* _WHAT THE TASK ASKS_:
In the material below, identify each line bearing the word "Emit". Reproduce those lines.

* _Records with interface code_:

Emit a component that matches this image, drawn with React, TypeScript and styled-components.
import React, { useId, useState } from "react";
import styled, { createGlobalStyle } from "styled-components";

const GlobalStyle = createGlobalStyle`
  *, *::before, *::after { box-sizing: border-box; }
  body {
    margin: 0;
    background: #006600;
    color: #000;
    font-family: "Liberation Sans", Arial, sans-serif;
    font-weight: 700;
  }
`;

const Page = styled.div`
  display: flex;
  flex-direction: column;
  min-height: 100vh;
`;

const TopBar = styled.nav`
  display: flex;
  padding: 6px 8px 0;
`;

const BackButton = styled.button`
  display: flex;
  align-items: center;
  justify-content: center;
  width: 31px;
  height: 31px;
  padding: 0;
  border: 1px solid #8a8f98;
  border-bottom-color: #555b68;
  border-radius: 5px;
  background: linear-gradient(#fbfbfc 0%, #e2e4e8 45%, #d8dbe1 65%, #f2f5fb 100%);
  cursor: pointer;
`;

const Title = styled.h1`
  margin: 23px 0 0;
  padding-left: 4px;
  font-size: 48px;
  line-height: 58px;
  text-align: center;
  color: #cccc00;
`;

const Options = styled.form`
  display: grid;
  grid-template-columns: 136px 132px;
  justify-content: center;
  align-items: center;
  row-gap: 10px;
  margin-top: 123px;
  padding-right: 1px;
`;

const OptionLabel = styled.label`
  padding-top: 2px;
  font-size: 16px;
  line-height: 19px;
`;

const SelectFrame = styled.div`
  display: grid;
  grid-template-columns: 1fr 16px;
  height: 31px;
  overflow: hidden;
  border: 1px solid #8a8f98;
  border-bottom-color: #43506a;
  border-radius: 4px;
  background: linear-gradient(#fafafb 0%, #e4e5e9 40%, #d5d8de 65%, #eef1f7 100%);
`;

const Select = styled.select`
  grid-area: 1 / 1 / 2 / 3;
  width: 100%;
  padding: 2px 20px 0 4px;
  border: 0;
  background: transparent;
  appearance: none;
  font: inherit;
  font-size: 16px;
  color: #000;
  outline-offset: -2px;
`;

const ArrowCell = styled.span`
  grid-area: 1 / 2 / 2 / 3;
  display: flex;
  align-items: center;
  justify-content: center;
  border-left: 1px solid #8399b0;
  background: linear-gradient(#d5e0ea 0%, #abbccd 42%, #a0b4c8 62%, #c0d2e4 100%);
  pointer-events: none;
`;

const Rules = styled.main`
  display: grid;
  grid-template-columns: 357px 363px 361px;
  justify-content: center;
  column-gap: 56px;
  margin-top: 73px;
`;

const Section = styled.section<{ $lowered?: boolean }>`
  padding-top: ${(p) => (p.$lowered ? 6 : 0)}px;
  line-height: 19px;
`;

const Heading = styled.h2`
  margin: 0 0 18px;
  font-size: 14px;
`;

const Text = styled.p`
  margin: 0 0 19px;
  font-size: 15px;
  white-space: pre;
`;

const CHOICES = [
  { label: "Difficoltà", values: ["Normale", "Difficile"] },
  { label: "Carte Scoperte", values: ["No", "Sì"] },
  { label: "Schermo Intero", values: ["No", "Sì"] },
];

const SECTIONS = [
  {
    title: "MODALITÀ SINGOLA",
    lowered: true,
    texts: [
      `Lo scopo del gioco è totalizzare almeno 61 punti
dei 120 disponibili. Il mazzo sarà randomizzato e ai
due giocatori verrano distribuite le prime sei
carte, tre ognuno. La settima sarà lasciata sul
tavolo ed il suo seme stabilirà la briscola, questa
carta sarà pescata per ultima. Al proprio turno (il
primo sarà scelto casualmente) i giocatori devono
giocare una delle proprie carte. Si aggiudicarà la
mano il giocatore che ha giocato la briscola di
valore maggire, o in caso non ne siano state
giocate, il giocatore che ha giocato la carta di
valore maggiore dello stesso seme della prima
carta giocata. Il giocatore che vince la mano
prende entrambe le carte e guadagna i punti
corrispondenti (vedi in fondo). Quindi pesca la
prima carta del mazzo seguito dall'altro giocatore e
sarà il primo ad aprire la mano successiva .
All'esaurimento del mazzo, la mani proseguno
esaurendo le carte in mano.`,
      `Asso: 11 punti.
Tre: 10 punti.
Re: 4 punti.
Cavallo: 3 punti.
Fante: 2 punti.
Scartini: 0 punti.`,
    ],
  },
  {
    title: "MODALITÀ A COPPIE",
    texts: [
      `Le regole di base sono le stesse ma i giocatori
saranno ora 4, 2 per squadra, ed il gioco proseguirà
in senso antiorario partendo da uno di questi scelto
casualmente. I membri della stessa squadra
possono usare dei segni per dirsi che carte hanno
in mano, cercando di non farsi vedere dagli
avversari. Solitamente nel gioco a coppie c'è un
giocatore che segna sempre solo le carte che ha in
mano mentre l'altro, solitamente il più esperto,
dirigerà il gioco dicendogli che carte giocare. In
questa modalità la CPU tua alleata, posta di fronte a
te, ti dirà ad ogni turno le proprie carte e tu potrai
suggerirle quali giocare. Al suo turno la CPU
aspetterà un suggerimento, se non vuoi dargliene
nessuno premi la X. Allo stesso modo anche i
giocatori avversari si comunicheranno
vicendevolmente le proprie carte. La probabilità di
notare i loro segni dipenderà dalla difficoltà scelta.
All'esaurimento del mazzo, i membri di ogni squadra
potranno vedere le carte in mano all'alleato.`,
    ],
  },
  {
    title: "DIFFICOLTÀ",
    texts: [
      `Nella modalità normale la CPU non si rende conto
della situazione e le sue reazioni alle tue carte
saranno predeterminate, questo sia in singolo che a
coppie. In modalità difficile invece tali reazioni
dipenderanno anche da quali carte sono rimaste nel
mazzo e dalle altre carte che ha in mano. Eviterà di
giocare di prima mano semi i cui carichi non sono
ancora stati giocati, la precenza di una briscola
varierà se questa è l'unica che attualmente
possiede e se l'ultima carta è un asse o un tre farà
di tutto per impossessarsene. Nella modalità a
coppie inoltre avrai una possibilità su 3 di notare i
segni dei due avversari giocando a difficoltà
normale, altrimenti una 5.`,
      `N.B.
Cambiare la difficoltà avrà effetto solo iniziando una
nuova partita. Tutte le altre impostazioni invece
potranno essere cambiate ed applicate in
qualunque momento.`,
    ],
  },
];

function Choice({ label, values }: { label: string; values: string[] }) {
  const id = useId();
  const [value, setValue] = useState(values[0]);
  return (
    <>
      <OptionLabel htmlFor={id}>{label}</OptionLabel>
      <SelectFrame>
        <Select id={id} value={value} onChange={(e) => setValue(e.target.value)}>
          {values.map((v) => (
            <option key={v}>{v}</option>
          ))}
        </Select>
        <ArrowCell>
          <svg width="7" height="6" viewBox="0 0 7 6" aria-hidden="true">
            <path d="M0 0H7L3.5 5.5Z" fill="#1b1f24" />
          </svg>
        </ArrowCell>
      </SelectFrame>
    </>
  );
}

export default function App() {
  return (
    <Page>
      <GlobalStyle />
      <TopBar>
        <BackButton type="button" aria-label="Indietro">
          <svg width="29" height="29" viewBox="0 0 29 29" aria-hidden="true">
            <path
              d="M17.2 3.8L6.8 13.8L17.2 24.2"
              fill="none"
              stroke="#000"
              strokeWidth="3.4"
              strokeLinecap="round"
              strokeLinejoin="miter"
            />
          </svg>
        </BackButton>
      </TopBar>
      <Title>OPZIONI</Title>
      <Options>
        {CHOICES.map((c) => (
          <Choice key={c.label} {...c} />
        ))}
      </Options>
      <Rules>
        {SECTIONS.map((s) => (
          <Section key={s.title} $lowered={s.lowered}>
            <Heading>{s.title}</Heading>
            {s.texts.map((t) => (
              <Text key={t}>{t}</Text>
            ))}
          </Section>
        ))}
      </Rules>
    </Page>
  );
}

==

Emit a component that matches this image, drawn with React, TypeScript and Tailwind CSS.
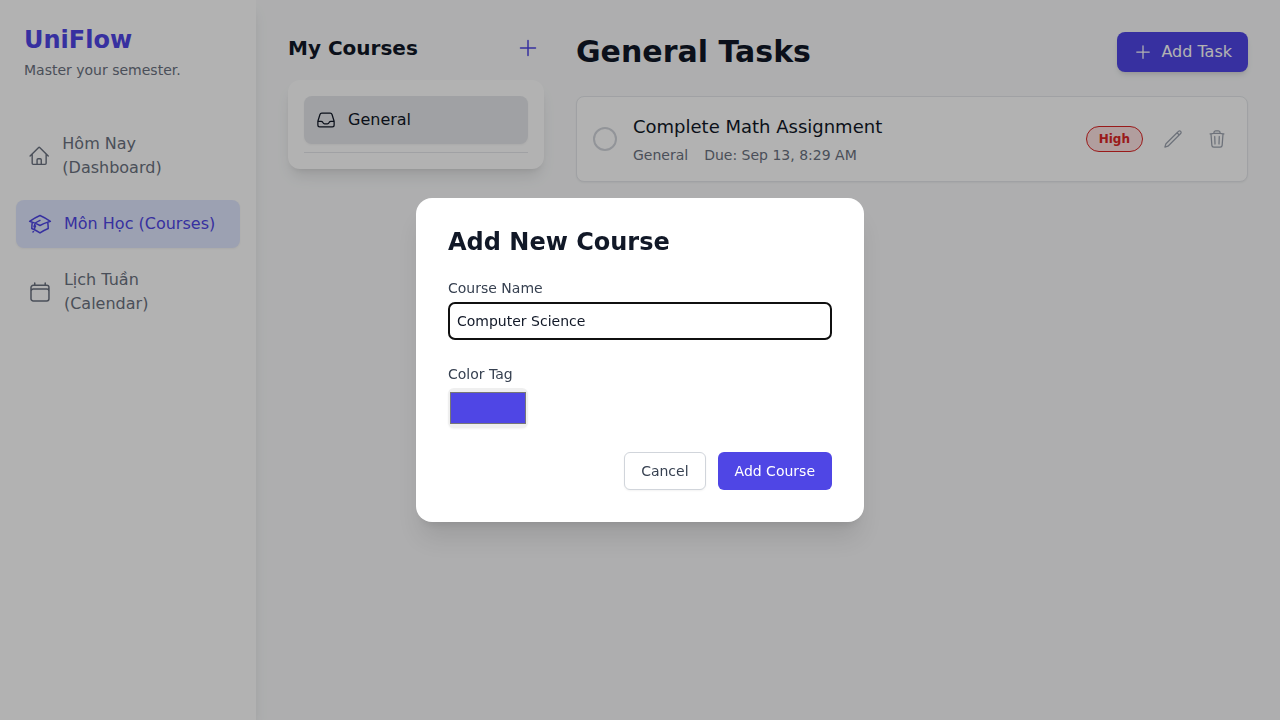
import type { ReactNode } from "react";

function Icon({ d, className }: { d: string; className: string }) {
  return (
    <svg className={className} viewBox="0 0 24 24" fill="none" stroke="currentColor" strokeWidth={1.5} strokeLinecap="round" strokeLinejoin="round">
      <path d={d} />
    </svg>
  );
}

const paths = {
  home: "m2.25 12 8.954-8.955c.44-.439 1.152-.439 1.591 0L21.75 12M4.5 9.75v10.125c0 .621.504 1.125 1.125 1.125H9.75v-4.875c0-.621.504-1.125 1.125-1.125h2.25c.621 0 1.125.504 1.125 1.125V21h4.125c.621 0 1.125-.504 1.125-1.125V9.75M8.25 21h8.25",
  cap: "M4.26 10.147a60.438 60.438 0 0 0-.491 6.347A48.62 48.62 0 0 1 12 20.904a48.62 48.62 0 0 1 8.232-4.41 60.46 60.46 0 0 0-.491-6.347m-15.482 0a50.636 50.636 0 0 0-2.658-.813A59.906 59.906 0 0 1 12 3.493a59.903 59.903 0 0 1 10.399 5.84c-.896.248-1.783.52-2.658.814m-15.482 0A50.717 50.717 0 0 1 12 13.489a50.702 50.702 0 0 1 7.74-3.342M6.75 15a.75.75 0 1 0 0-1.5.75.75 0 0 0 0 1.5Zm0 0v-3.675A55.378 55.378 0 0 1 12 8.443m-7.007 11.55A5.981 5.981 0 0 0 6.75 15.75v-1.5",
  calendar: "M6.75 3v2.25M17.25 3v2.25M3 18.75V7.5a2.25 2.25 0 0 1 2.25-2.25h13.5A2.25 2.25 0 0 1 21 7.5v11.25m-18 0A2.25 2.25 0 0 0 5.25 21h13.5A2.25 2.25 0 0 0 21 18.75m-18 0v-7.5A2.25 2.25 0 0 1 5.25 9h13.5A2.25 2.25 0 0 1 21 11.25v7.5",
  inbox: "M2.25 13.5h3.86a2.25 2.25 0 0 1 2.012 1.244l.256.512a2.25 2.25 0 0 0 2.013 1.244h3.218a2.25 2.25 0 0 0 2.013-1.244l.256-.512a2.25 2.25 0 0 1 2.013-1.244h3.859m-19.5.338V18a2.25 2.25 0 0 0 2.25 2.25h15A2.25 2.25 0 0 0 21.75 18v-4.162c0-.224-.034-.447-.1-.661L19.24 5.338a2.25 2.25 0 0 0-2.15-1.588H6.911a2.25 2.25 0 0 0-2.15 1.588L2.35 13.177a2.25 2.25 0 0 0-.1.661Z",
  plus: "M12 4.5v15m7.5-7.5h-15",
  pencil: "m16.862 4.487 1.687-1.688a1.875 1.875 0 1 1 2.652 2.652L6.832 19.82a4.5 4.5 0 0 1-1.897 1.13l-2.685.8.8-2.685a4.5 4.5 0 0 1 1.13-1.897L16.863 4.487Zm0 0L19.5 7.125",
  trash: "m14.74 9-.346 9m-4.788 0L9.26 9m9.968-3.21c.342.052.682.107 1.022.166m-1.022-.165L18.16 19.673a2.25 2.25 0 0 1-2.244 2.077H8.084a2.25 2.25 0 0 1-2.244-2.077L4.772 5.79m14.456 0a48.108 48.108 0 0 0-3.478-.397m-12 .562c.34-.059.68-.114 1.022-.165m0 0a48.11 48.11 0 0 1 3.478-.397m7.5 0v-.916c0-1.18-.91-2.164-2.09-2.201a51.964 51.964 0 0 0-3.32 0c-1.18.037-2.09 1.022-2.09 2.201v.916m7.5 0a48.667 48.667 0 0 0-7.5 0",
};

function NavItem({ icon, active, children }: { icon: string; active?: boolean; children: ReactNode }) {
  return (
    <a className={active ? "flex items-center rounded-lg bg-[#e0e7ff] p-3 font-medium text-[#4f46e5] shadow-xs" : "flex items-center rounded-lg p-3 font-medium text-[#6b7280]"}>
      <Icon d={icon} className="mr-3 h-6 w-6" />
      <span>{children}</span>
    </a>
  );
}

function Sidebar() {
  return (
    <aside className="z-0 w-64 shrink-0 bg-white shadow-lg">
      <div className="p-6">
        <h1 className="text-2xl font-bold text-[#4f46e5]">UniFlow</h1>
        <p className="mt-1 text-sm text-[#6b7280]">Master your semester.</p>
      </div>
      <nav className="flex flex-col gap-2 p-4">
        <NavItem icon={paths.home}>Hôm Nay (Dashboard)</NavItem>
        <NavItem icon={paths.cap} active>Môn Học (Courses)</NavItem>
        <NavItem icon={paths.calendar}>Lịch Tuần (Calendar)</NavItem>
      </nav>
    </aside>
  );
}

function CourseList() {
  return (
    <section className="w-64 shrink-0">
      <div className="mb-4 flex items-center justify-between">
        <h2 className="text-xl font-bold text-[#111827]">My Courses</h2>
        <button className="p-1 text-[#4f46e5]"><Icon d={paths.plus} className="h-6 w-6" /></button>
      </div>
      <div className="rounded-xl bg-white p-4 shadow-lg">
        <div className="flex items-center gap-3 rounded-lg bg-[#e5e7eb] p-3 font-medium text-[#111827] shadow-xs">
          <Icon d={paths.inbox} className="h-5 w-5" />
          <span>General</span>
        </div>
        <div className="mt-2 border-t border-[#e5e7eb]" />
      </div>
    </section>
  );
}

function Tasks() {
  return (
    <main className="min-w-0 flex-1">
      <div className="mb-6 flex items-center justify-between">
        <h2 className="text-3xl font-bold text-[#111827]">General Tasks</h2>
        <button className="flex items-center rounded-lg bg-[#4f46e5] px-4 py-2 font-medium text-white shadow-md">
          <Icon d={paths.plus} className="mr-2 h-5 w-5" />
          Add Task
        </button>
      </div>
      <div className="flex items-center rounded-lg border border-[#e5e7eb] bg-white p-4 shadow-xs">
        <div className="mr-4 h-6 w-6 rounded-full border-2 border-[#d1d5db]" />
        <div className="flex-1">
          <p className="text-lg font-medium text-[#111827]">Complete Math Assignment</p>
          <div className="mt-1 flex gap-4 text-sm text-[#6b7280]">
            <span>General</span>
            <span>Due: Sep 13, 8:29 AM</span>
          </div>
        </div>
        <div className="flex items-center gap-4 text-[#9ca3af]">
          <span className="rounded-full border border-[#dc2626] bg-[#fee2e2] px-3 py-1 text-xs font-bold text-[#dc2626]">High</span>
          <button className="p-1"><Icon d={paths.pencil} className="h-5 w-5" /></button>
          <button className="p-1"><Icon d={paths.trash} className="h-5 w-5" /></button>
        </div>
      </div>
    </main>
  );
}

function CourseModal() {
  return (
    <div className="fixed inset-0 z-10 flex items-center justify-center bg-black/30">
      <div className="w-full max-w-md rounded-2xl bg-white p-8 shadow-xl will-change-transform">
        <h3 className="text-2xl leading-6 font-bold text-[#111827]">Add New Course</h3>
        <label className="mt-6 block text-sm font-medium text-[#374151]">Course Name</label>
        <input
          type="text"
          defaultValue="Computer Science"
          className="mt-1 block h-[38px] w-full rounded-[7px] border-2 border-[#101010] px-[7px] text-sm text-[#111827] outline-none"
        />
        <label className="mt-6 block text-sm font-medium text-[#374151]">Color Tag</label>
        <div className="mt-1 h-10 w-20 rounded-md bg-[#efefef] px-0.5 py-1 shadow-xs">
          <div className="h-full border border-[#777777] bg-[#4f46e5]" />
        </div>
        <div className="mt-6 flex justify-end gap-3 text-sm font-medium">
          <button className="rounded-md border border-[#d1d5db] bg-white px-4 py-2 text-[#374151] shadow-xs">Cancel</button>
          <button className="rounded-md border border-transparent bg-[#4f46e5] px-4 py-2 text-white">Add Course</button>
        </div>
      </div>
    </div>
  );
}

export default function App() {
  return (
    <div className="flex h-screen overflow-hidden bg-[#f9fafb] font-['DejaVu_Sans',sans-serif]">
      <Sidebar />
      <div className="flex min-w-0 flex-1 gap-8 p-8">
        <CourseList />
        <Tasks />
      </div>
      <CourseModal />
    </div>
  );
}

* _EXPECTED OUTPUT_:
Emit a component that matches this image, drawn with React, TypeScript and styled-components.
Emit a component that matches this image, drawn with React, TypeScript and Tailwind CSS.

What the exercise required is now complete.